La muerte nos iguala a
todos, qué duda cabe. Ricos o pobres, blancos o negros, cualesquiera que sean
los países donde nazcamos, los idiomas que hablemos, las creencias que
mantengamos, con sus descreimientos correspondientes, o cualquier otra
circunstancia, todos, absolutamente todos, moriremos algún día.
En todo lo demás la
desigualdad es evidente. Incluida la desgracia. Podemos pensar no obstante que
el sufrimiento también nos iguala, Los
ricos también lloran es el título clarificador y puede que intencionado de
una teleserie mexicana, cada uno siente lo insufrible de un modo absoluto, es
el dolor propio que muchas veces no es posible relativizar, sin que importen
por tanto los detalles o las circunstancias. Sin embargo no todas las
consecuencias de los sufrimientos se afrontan del mismo modo. Lo saben muy bien
los miles de ucranianos que han debido marchar de Ucrania para refugiarse en
otros países donde han sido acogidos con los brazos abiertos, disponiendo de
medios y de una ola de solidaridad pública y privada, sin duda necesaria, pero
tan diferente a los refugiados sirios o afganos, que escapan también a una
guerra, o no digamos a los miles de personas que huyen de la miseria, de
condiciones de vida nefastas, de circunstancias de violencia o sinrazón. Europa
les ha cerrado la puerta, levantan muros y cercas, se les ha reprimido con
fuerza cada vez que han intentado cruzar las fronteras, líneas imaginarias pero
muy reales, demasiado reales.
Tampoco son iguales las
enfermedades o las consecuencias de los accidentes industriales, muchos de
ellos radiactivos. No es lo mismo que estos ocurran en un lugar o en otro. Sus
víctimas no serán iguales.
La escritora boliviana
Liliana Colanzi escribe sobre uno de esos accidentes radiactivos ocurrido en el
Estado brasileño de Goiás. Lo expone en su relato breve Ustedes brillan en lo oscuro que da título al volumen de cuentos de
esta autora publicado por Páginas de Espuma. En septiembre de 1987 un
chatarrero se lleva de un hospital abandonado de Goiânia una fuente radiactiva,
la descompone y vende algunas de sus piezas, se esparce un polvo fluorescente,
se sabrá después que se trataba de cloruro de cesio, que llama la atención y
algunas personas, entre ellas una niña, juegan con él.

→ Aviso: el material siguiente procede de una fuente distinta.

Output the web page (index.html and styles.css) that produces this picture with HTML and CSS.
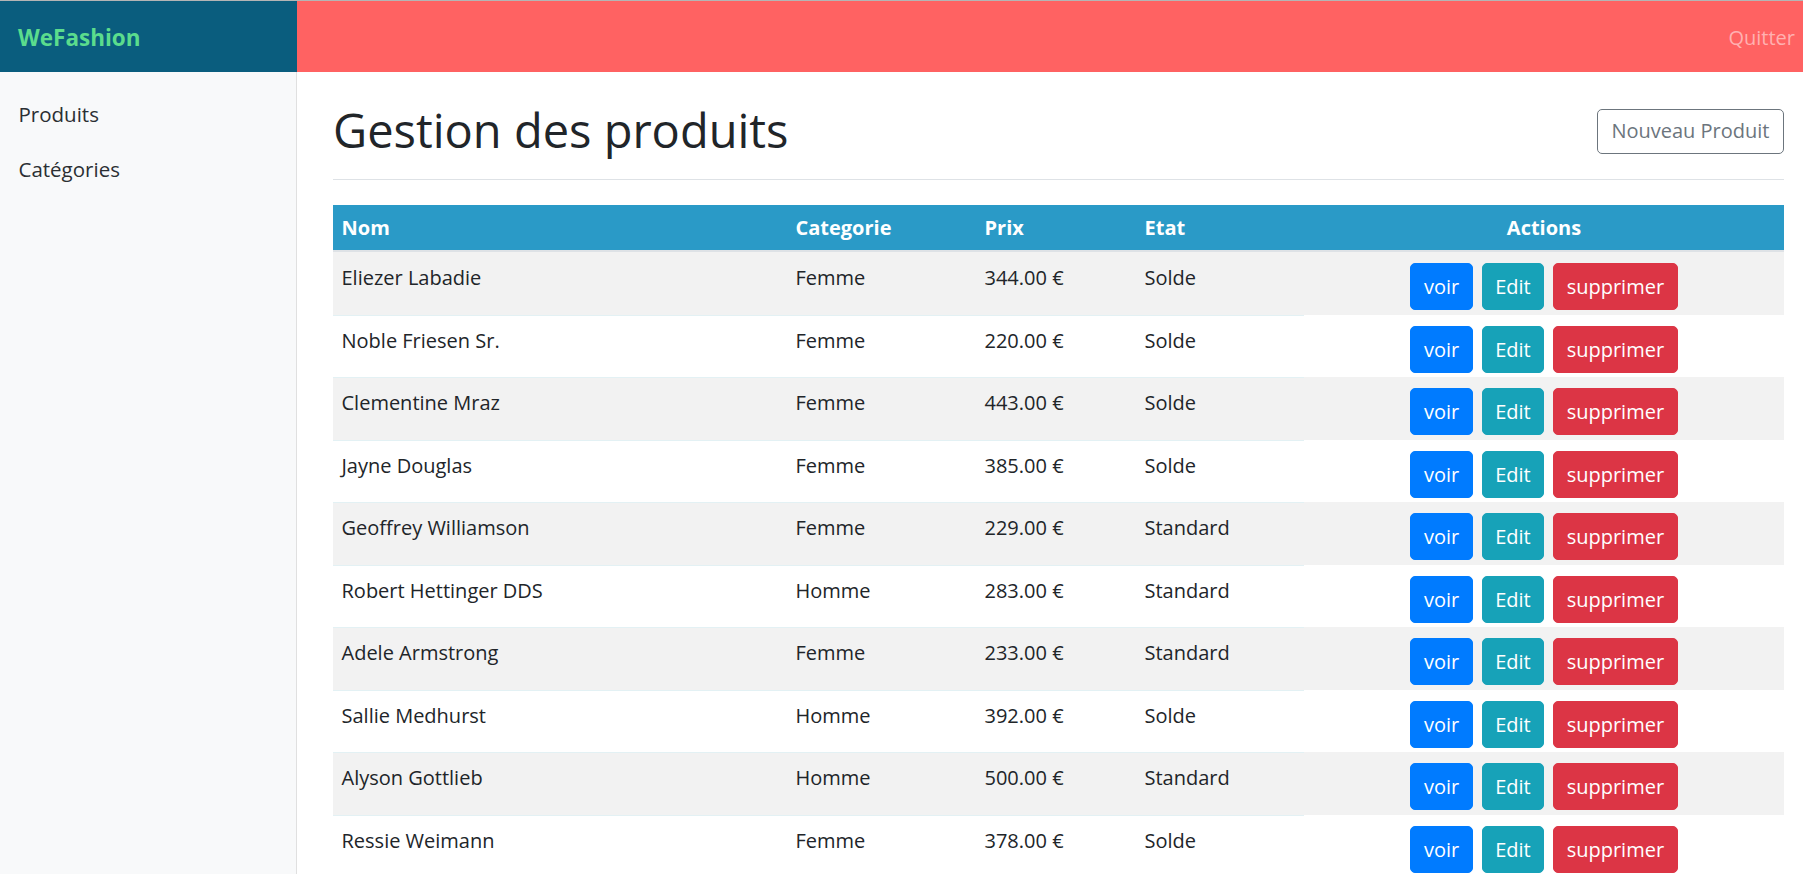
FILE: index.html
```html
<!DOCTYPE html>
<html lang="fr">
<head>
<meta charset="utf-8">
<title>WeFashion - Gestion des produits</title>
<link rel="stylesheet" href="styles.css">
</head>
<body>
<div class="layout">
  <a class="brand" href="#">WeFashion</a>
  <header class="topbar">
    <a class="quit" href="#">Quitter</a>
  </header>
  <nav class="sidebar">
    <a class="side-link" href="#">Produits</a>
    <a class="side-link" href="#">Catégories</a>
  </nav>
  <main class="main">
    <div class="page-head">
      <h1 class="title">Gestion des produits</h1>
      <a class="btn btn-outline" href="#">Nouveau Produit</a>
    </div>
    <table class="table">
      <colgroup>
        <col class="c-nom"><col class="c-cat"><col class="c-prix"><col class="c-etat"><col class="c-act">
      </colgroup>
      <thead>
        <tr><th>Nom</th><th>Categorie</th><th>Prix</th><th>Etat</th><th class="center">Actions</th></tr>
      </thead>
      <tbody>
        <tr><td>Eliezer Labadie</td><td>Femme</td><td>344.00 €</td><td>Solde</td><td class="actions"><div class="btns"><a class="btn btn-blue" href="#">voir</a><a class="btn btn-teal" href="#">Edit</a><a class="btn btn-red" href="#">supprimer</a></div></td></tr>
        <tr><td>Noble Friesen Sr.</td><td>Femme</td><td>220.00 €</td><td>Solde</td><td class="actions"><div class="btns"><a class="btn btn-blue" href="#">voir</a><a class="btn btn-teal" href="#">Edit</a><a class="btn btn-red" href="#">supprimer</a></div></td></tr>
        <tr><td>Clementine Mraz</td><td>Femme</td><td>443.00 €</td><td>Solde</td><td class="actions"><div class="btns"><a class="btn btn-blue" href="#">voir</a><a class="btn btn-teal" href="#">Edit</a><a class="btn btn-red" href="#">supprimer</a></div></td></tr>
        <tr><td>Jayne Douglas</td><td>Femme</td><td>385.00 €</td><td>Solde</td><td class="actions"><div class="btns"><a class="btn btn-blue" href="#">voir</a><a class="btn btn-teal" href="#">Edit</a><a class="btn btn-red" href="#">supprimer</a></div></td></tr>
        <tr><td>Geoffrey Williamson</td><td>Femme</td><td>229.00 €</td><td>Standard</td><td class="actions"><div class="btns"><a class="btn btn-blue" href="#">voir</a><a class="btn btn-teal" href="#">Edit</a><a class="btn btn-red" href="#">supprimer</a></div></td></tr>
        <tr><td>Robert Hettinger DDS</td><td>Homme</td><td>283.00 €</td><td>Standard</td><td class="actions"><div class="btns"><a class="btn btn-blue" href="#">voir</a><a class="btn btn-teal" href="#">Edit</a><a class="btn btn-red" href="#">supprimer</a></div></td></tr>
        <tr><td>Adele Armstrong</td><td>Femme</td><td>233.00 €</td><td>Standard</td><td class="actions"><div class="btns"><a class="btn btn-blue" href="#">voir</a><a class="btn btn-teal" href="#">Edit</a><a class="btn btn-red" href="#">supprimer</a></div></td></tr>
        <tr><td>Sallie Medhurst</td><td>Homme</td><td>392.00 €</td><td>Solde</td><td class="actions"><div class="btns"><a class="btn btn-blue" href="#">voir</a><a class="btn btn-teal" href="#">Edit</a><a class="btn btn-red" href="#">supprimer</a></div></td></tr>
        <tr><td>Alyson Gottlieb</td><td>Homme</td><td>500.00 €</td><td>Standard</td><td class="actions"><div class="btns"><a class="btn btn-blue" href="#">voir</a><a class="btn btn-teal" href="#">Edit</a><a class="btn btn-red" href="#">supprimer</a></div></td></tr>
        <tr><td>Ressie Weimann</td><td>Femme</td><td>378.00 €</td><td>Solde</td><td class="actions"><div class="btns"><a class="btn btn-blue" href="#">voir</a><a class="btn btn-teal" href="#">Edit</a><a class="btn btn-red" href="#">supprimer</a></div></td></tr>
      </tbody>
    </table>
  </main>
</div>
</body>
</html>
```

FILE: styles.css
```css
* { box-sizing: border-box; }
html, body { margin: 0; padding: 0; }
body {
  font-family: "Open Sans", "Noto Sans", sans-serif;
  font-size: 20px;
  line-height: 30px;
  color: #212529;
  background: #fff;
}
a { text-decoration: none; }

.layout {
  display: grid;
  grid-template-columns: 297px 1fr;
  grid-template-rows: 72px auto;
  min-height: 100vh;
}

.brand {
  grid-column: 1;
  grid-row: 1;
  display: flex;
  align-items: center;
  padding: 2px 0 0 18px;
  background: #0a5d7e;
  border-top: 1px solid #b5b5b5;
  color: #5bdc8d;
  font-weight: 700;
  font-size: 22.5px;
}

.topbar {
  grid-column: 2;
  grid-row: 1;
  display: flex;
  align-items: center;
  justify-content: flex-end;
  background: #ff6262;
  border-top: 1px solid #b5b5b5;
  padding: 2px 8px 0 0;
}
.quit {
  color: #ffb1b1;
  font-size: 20px;
}

.sidebar {
  grid-column: 1;
  grid-row: 2;
  display: flex;
  flex-direction: column;
  align-items: flex-start;
  background: #f8f9fa;
  border-right: 1px solid #e0e0e0;
  padding-top: 14px;
}
.side-link {
  display: block;
  padding: 12.5px 18.5px;
  color: #2b2f33;
  font-size: 20.5px;
  font-weight: 500;
}

.main {
  grid-column: 2;
  grid-row: 2;
  padding: 22px 19px 0 36px;
}

.page-head {
  display: flex;
  justify-content: space-between;
  align-items: center;
  padding-bottom: 11px;
  border-bottom: 1px solid #dee2e6;
  margin-bottom: 25px;
}
.title {
  margin: 6px 0 8px 0;
  font-size: 47px;
  line-height: 60px;
  font-weight: 500;
}

.btn {
  display: inline-block;
  border: 1px solid transparent;
  border-radius: 5px;
  padding: 8px 12.5px 7px;
  font-size: 20px;
  line-height: 30px;
  color: #fff;
  white-space: nowrap;
}
.btn-outline {
  color: #6c757d;
  border-color: #6c757d;
  padding: 6.5px 13.5px;
}
.btn-blue { background: #007bff; border-color: #007bff; }
.btn-teal { background: #17a2b8; border-color: #17a2b8; }
.btn-red { background: #dc3545; border-color: #dc3545; }

.table {
  width: 100%;
  table-layout: fixed;
  border-collapse: separate;
  border-spacing: 0;
}
.c-nom { width: 454px; }
.c-cat { width: 189px; }
.c-prix { width: 160px; }
.c-etat { width: 168px; }
.c-act { width: auto; }

.table th {
  background: #2a9ac7;
  color: #fff;
  font-weight: 700;
  text-align: left;
  padding: 8px 8.5px 7px;
  border-bottom: 2px solid #dee2e6;
}
.table th.center { text-align: center; }

.table td {
  vertical-align: top;
  padding: 10px 8.5px 4.5px;
  border-top: 1px solid #e3f1f4;
}
.table tbody tr:first-child td { border-top-color: #f2f2f2; }
.table tbody tr:nth-child(odd) { background: #f2f2f2; }
.table td.actions {
  border-top-color: transparent;
  text-align: center;
}
.btns {
  display: inline-flex;
  gap: 9px;
}
```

Mueren seis personas y
la radiación afectará a cientos de personas.
Este suceso apenas
recibió en su momento la atención de los medios de comunicación y mucho menos despertó
el más mínimo interés por parte de Europa. Son cosas que pasan en esos países,
se dirá, sólo los accidentes ocurridos en algunos lugares, los elegidos, los civilizados, recibirán la atención debida
sin desprenderse en estos casos ningún juicio ni valoración negativas. Mientras,
apenas se habla de los desechos tóxicos que ciertos países trasladan a otros,
los dependientes, imagino que a cambio de unas pocas contraprestaciones, y
consecuencias en ocasiones nefastas, ocurrió por ejemplo en el Golfo de Guinea,
tal como informa la revista católica Mundo
Negro (http://mundonegro.es/racismo-medioambiental-africa-basurero-de-occidente/) en 2021, con referencias a un incidente de contaminación en Costa de Marfil que
produjo 15 muertos y 100.000 afectados.
Que cada cual lo llame
como quiera, consecuencias de relaciones internacionales a todas luces
desiguales, neocolonialismo, racismo institucional, inevitabilidad de tales
hechos ante el desarrollo tecnológico, orden que asegura el bienestar (aunque
sea el de unos pocos) o desastre ecológico, pero al igual que ocurre con el
tratamiento diferente de los refugiados, indica bien a las claras una profunda
desigualdad y, a la larga, un mundo bastante poco grato, por decirlo suave.